From 1802 onwards hangings at Bodmin took place outside the walls of the prison until the 1860s when the grisly spectacle of public executions ended. Meanwhile, the last hangings at Launceston occurred in 1821, when John Barnicott and John Thompson were hanged for the murder of a farmer in west Cornwall.
The saying ‘might as well be hanged for a sheep as a lamb’ was a little more relevant in the 1700s. Then, hanging was the penalty, at least in theory, for a whole series of offences in addition to murder. In fact, the majority of executions in Cornwall between 1755 and 1814 were for those other offences, peaking in the 1780s and 1790s. Thomas Roberts and Francis Coath were both convicted of sheep stealing and hanged in 1786, as was Joseph Williams in 1795. In the same period men were hanged for stealing horses and oxen as well as sheep, while straightforward burglary, housebreaking and even forgery could result in a short visit to the gallows.

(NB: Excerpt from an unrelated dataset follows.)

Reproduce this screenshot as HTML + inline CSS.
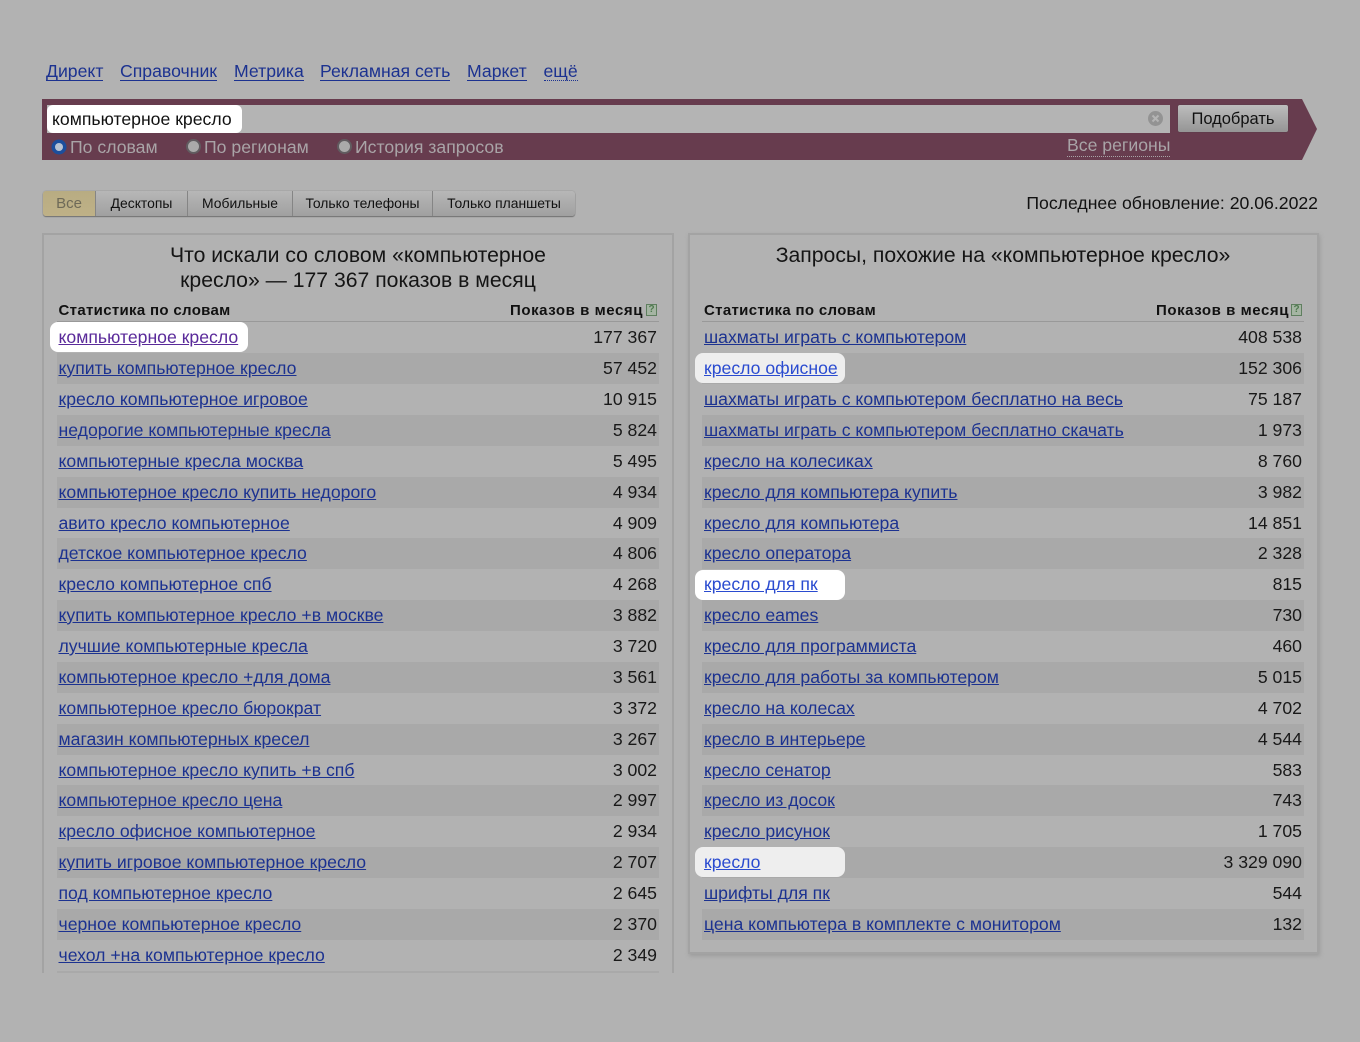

One in seven of those hanged were women. The only woman hanged for a crime other than murder was Elizabeth Osborne, convicted of setting fire to a corn stack in 1813. Interestingly, of the dozen ‘notable executions’ listed currently on the Bodmin Jail website, five are of women, a proportion that would appear to overstate their actual presence among those executed.
The median age of the 50 or so whose age is known was 27, the youngest 17 year old John Thompson, mentioned above, and the oldest 61 year old Benjamin Ellison, for murdering a woman at Crowan, near Helston. Two thirds of the victims of murder were men, the rest women. The majority of the victims of women convicted of murder were their own illegitimate children with one or two husbands for good measure.
After 1834 nobody was hanged for offences other than murder. The last execution before the First World War was that of a 24 year old miner, William Hampton, for strangling his girlfriend – Emily Tredrea – at St Erth.
I wonder how many of the executed really were guilty. How much of a role did class bias play (much as racist bias today in the US) towards securing death penalties for women and men of the working and poor rural class?
I know there are one or two famous cases of evident bias, but more generally? Has anyone ever conducted a class analysis?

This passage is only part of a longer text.